— Work to be completed —
Copy out each line that includes the word "screenshot".

— Records supplied —
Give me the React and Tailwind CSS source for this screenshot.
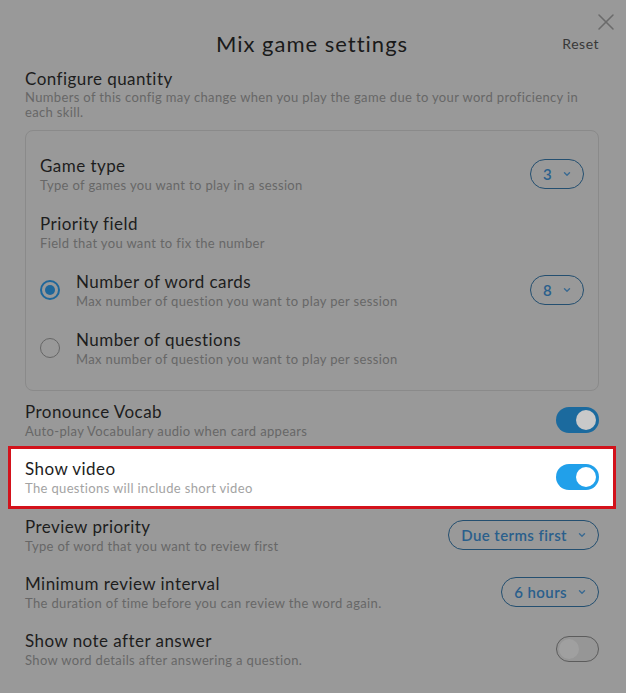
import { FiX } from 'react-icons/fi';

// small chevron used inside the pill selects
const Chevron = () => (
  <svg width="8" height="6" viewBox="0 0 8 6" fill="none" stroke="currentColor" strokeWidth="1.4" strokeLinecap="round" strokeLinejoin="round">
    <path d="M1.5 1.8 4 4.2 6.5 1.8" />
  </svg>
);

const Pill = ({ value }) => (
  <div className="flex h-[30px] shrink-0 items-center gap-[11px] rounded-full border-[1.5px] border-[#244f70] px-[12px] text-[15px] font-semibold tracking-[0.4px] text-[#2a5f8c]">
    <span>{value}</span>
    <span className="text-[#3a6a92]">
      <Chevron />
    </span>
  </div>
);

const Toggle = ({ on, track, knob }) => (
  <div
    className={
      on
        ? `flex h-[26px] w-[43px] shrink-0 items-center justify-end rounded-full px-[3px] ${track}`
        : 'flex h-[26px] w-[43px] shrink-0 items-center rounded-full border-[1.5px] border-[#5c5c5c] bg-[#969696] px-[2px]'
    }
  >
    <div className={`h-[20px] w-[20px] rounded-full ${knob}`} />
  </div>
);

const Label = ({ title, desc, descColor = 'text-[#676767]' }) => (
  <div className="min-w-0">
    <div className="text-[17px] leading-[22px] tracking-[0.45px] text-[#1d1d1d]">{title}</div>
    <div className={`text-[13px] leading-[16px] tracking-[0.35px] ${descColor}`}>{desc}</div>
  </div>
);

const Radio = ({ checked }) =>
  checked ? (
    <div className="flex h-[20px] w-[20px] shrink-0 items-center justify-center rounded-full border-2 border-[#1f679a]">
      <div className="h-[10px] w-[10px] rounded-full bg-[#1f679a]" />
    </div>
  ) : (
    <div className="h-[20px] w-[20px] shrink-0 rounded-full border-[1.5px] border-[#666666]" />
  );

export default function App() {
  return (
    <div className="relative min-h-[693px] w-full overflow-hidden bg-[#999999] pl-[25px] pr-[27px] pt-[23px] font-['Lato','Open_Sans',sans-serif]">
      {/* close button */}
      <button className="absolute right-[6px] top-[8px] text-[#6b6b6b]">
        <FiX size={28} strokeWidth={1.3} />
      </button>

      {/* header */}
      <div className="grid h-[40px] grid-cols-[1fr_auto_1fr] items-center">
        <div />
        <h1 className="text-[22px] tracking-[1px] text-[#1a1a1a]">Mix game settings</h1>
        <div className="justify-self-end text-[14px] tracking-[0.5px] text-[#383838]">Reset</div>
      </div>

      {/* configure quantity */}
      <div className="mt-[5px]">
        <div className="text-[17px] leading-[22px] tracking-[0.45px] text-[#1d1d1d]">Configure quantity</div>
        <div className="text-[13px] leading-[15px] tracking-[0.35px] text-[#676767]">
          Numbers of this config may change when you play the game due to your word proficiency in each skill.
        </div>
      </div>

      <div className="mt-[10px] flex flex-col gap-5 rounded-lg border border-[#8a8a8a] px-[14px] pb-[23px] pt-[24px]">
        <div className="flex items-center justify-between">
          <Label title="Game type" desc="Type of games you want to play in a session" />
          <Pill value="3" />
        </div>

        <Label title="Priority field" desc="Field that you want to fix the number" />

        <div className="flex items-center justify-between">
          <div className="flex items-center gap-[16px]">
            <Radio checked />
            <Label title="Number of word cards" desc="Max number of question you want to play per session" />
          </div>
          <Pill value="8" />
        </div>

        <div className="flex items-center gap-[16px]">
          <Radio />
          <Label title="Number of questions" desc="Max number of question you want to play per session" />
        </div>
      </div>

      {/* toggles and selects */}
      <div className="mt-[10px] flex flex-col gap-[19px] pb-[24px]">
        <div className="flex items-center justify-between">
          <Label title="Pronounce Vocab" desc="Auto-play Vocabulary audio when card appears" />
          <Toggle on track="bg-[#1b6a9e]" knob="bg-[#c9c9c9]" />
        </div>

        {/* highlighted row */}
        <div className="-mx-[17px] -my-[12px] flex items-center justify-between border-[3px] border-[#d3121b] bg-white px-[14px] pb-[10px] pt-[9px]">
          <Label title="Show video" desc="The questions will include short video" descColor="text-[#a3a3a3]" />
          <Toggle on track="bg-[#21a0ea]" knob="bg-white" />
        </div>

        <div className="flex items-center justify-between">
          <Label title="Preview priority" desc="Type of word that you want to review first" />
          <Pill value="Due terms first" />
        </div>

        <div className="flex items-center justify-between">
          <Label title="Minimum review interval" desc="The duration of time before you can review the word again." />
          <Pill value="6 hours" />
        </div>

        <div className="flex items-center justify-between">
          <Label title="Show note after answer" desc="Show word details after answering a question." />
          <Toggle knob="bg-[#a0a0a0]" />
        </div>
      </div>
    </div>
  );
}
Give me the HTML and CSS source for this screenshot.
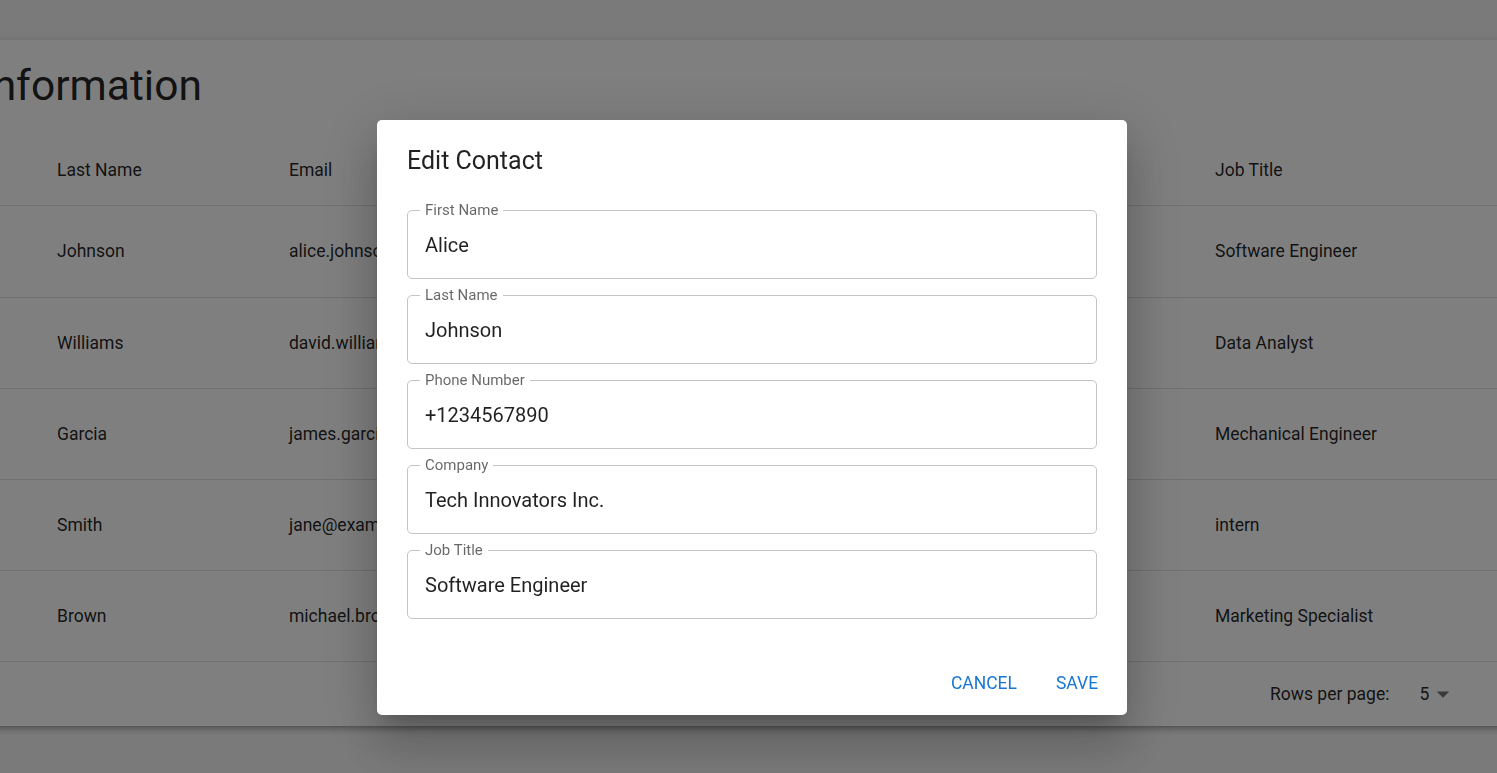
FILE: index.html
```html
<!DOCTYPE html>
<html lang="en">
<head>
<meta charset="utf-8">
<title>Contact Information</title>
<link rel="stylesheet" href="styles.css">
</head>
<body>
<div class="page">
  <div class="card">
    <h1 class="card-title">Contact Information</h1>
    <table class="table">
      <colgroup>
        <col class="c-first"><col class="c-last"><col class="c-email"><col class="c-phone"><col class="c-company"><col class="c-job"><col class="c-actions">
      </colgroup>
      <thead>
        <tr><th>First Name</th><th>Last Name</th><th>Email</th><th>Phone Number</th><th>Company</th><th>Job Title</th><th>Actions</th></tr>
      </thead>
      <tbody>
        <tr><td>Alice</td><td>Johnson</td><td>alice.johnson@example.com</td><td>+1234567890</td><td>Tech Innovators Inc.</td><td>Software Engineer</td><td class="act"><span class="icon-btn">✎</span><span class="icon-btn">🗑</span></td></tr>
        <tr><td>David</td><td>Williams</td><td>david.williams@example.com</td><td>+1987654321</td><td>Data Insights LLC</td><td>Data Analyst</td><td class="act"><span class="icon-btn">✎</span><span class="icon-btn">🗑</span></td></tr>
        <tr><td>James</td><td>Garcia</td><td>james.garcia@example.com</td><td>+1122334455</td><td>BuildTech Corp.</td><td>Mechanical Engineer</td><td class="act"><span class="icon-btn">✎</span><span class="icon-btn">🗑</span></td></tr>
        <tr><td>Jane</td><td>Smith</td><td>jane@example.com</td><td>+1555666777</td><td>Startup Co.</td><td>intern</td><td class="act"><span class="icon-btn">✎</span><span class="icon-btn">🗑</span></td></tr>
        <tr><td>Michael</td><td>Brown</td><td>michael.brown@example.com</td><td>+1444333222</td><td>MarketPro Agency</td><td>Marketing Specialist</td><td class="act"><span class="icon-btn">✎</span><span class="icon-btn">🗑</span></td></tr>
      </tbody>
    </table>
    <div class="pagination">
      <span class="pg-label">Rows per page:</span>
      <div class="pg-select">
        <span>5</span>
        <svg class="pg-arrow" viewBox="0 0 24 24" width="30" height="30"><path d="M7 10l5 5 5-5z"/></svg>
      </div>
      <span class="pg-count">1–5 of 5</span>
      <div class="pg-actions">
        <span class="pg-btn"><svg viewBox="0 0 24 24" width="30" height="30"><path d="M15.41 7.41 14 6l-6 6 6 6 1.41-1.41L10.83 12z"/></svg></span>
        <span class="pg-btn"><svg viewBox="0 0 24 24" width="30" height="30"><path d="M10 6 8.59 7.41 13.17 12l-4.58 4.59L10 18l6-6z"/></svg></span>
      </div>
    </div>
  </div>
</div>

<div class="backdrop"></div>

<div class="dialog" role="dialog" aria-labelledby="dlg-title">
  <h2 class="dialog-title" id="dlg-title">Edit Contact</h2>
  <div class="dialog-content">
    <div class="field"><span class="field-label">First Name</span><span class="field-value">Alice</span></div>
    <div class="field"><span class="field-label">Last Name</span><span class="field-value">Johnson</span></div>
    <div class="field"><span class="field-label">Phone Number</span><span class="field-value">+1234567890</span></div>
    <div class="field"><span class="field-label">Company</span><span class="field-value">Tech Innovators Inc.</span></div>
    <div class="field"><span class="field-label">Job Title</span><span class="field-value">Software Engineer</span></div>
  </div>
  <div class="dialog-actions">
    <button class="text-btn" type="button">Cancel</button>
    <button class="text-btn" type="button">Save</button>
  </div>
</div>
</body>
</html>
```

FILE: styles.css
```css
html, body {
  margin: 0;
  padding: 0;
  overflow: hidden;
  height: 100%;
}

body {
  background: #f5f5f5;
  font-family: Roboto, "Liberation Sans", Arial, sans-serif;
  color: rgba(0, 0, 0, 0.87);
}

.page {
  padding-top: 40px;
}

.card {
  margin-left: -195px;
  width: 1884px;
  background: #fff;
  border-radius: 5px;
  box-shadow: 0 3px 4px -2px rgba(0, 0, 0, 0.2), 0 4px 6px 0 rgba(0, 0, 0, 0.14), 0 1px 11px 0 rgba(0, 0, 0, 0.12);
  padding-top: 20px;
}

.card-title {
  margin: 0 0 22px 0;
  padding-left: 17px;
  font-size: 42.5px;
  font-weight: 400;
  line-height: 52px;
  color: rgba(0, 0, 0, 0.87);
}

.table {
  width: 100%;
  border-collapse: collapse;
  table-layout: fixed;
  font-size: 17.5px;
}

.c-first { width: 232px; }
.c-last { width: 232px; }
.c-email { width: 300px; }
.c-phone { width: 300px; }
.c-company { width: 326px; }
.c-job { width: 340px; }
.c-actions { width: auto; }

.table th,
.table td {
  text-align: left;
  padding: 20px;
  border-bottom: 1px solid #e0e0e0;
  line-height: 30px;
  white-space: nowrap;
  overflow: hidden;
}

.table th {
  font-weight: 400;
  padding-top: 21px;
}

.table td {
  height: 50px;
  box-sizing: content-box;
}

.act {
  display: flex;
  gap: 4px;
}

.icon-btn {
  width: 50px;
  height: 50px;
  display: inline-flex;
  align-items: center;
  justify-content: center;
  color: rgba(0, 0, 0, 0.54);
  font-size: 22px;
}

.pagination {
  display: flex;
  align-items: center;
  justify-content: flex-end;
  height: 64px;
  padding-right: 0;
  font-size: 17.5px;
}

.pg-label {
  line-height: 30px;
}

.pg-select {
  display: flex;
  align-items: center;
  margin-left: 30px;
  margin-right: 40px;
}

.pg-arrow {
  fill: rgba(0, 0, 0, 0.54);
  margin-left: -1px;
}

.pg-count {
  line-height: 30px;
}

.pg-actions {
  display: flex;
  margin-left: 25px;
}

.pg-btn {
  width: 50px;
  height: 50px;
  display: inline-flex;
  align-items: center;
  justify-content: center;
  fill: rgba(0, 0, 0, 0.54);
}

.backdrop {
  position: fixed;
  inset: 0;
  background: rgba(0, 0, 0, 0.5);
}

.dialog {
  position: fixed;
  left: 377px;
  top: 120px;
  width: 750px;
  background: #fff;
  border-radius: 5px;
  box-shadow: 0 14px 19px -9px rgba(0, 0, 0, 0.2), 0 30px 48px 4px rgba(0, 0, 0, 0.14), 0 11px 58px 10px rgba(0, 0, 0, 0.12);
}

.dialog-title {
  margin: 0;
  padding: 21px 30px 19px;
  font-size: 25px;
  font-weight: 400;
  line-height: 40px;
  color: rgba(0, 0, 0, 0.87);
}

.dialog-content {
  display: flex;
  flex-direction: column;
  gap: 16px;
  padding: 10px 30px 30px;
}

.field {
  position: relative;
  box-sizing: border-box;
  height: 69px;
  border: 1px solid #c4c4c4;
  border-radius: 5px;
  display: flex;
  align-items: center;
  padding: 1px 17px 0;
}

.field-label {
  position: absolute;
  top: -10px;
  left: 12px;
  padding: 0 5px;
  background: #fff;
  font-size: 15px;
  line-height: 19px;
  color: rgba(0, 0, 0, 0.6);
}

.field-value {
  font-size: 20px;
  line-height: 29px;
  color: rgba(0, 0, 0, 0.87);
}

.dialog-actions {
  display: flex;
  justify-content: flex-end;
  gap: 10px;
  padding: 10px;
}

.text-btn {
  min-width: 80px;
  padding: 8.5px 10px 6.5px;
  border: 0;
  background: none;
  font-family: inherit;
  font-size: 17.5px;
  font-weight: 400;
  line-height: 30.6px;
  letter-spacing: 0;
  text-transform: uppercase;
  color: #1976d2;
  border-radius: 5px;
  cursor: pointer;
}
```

— Task answer —
Give me the React and Tailwind CSS source for this screenshot.
Give me the HTML and CSS source for this screenshot.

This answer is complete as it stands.